**GIVEN DATA**

··········

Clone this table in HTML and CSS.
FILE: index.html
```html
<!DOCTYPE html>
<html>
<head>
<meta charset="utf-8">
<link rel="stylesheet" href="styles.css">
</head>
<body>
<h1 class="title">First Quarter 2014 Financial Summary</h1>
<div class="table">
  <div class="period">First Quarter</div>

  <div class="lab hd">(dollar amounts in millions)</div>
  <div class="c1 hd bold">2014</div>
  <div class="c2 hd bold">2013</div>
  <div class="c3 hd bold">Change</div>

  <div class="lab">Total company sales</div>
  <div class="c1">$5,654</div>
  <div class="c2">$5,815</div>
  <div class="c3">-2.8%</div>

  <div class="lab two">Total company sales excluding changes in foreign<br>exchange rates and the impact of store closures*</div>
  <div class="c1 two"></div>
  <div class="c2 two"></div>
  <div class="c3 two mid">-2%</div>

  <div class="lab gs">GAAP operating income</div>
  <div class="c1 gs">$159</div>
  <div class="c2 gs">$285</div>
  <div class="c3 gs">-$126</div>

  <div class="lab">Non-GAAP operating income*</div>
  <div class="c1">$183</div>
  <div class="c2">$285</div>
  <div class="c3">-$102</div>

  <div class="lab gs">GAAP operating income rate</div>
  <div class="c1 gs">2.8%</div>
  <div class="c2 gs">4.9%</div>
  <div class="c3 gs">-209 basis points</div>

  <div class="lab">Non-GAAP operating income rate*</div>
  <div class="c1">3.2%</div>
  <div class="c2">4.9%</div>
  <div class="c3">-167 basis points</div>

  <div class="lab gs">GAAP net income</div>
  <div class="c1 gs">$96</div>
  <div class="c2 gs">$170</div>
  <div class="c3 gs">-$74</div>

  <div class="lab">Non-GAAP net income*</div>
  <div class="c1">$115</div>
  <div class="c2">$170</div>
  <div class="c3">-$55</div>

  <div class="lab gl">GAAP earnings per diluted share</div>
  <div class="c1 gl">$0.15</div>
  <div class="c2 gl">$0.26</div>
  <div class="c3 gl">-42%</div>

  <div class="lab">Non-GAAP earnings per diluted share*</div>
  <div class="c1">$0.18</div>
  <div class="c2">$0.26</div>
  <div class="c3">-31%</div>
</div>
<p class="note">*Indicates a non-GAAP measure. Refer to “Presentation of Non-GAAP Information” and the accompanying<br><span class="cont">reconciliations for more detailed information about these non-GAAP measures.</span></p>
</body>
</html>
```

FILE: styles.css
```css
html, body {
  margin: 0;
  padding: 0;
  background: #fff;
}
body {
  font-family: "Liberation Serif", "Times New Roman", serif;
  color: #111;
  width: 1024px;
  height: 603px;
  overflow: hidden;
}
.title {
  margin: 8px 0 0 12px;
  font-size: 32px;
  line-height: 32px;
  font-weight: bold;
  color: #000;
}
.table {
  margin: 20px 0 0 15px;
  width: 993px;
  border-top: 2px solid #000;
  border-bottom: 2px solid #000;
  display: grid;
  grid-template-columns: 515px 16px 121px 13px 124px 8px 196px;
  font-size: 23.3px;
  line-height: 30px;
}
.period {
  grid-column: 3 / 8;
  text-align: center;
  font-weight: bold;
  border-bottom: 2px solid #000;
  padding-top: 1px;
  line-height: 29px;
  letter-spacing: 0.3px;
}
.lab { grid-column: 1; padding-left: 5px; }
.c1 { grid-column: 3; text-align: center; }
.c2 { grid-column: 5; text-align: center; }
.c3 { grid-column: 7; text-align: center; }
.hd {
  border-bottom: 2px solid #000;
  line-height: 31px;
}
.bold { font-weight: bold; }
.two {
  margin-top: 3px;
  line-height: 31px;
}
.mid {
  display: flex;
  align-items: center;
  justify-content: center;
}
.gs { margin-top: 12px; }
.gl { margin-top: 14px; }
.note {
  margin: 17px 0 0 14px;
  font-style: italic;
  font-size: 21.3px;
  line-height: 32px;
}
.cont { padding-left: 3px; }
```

··········

Write out the whole listing again, exactly as it stands.

Clone this table in HTML and CSS.
FILE: index.html
```html
<!DOCTYPE html>
<html>
<head>
<meta charset="utf-8">
<link rel="stylesheet" href="styles.css">
</head>
<body>
<h1 class="title">First Quarter 2014 Financial Summary</h1>
<div class="table">
  <div class="period">First Quarter</div>

  <div class="lab hd">(dollar amounts in millions)</div>
  <div class="c1 hd bold">2014</div>
  <div class="c2 hd bold">2013</div>
  <div class="c3 hd bold">Change</div>

  <div class="lab">Total company sales</div>
  <div class="c1">$5,654</div>
  <div class="c2">$5,815</div>
  <div class="c3">-2.8%</div>

  <div class="lab two">Total company sales excluding changes in foreign<br>exchange rates and the impact of store closures*</div>
  <div class="c1 two"></div>
  <div class="c2 two"></div>
  <div class="c3 two mid">-2%</div>

  <div class="lab gs">GAAP operating income</div>
  <div class="c1 gs">$159</div>
  <div class="c2 gs">$285</div>
  <div class="c3 gs">-$126</div>

  <div class="lab">Non-GAAP operating income*</div>
  <div class="c1">$183</div>
  <div class="c2">$285</div>
  <div class="c3">-$102</div>

  <div class="lab gs">GAAP operating income rate</div>
  <div class="c1 gs">2.8%</div>
  <div class="c2 gs">4.9%</div>
  <div class="c3 gs">-209 basis points</div>

  <div class="lab">Non-GAAP operating income rate*</div>
  <div class="c1">3.2%</div>
  <div class="c2">4.9%</div>
  <div class="c3">-167 basis points</div>

  <div class="lab gs">GAAP net income</div>
  <div class="c1 gs">$96</div>
  <div class="c2 gs">$170</div>
  <div class="c3 gs">-$74</div>

  <div class="lab">Non-GAAP net income*</div>
  <div class="c1">$115</div>
  <div class="c2">$170</div>
  <div class="c3">-$55</div>

  <div class="lab gl">GAAP earnings per diluted share</div>
  <div class="c1 gl">$0.15</div>
  <div class="c2 gl">$0.26</div>
  <div class="c3 gl">-42%</div>

  <div class="lab">Non-GAAP earnings per diluted share*</div>
  <div class="c1">$0.18</div>
  <div class="c2">$0.26</div>
  <div class="c3">-31%</div>
</div>
<p class="note">*Indicates a non-GAAP measure. Refer to “Presentation of Non-GAAP Information” and the accompanying<br><span class="cont">reconciliations for more detailed information about these non-GAAP measures.</span></p>
</body>
</html>
```

FILE: styles.css
```css
html, body {
  margin: 0;
  padding: 0;
  background: #fff;
}
body {
  font-family: "Liberation Serif", "Times New Roman", serif;
  color: #111;
  width: 1024px;
  height: 603px;
  overflow: hidden;
}
.title {
  margin: 8px 0 0 12px;
  font-size: 32px;
  line-height: 32px;
  font-weight: bold;
  color: #000;
}
.table {
  margin: 20px 0 0 15px;
  width: 993px;
  border-top: 2px solid #000;
  border-bottom: 2px solid #000;
  display: grid;
  grid-template-columns: 515px 16px 121px 13px 124px 8px 196px;
  font-size: 23.3px;
  line-height: 30px;
}
.period {
  grid-column: 3 / 8;
  text-align: center;
  font-weight: bold;
  border-bottom: 2px solid #000;
  padding-top: 1px;
  line-height: 29px;
  letter-spacing: 0.3px;
}
.lab { grid-column: 1; padding-left: 5px; }
.c1 { grid-column: 3; text-align: center; }
.c2 { grid-column: 5; text-align: center; }
.c3 { grid-column: 7; text-align: center; }
.hd {
  border-bottom: 2px solid #000;
  line-height: 31px;
}
.bold { font-weight: bold; }
.two {
  margin-top: 3px;
  line-height: 31px;
}
.mid {
  display: flex;
  align-items: center;
  justify-content: center;
}
.gs { margin-top: 12px; }
.gl { margin-top: 14px; }
.note {
  margin: 17px 0 0 14px;
  font-style: italic;
  font-size: 21.3px;
  line-height: 32px;
}
.cont { padding-left: 3px; }
```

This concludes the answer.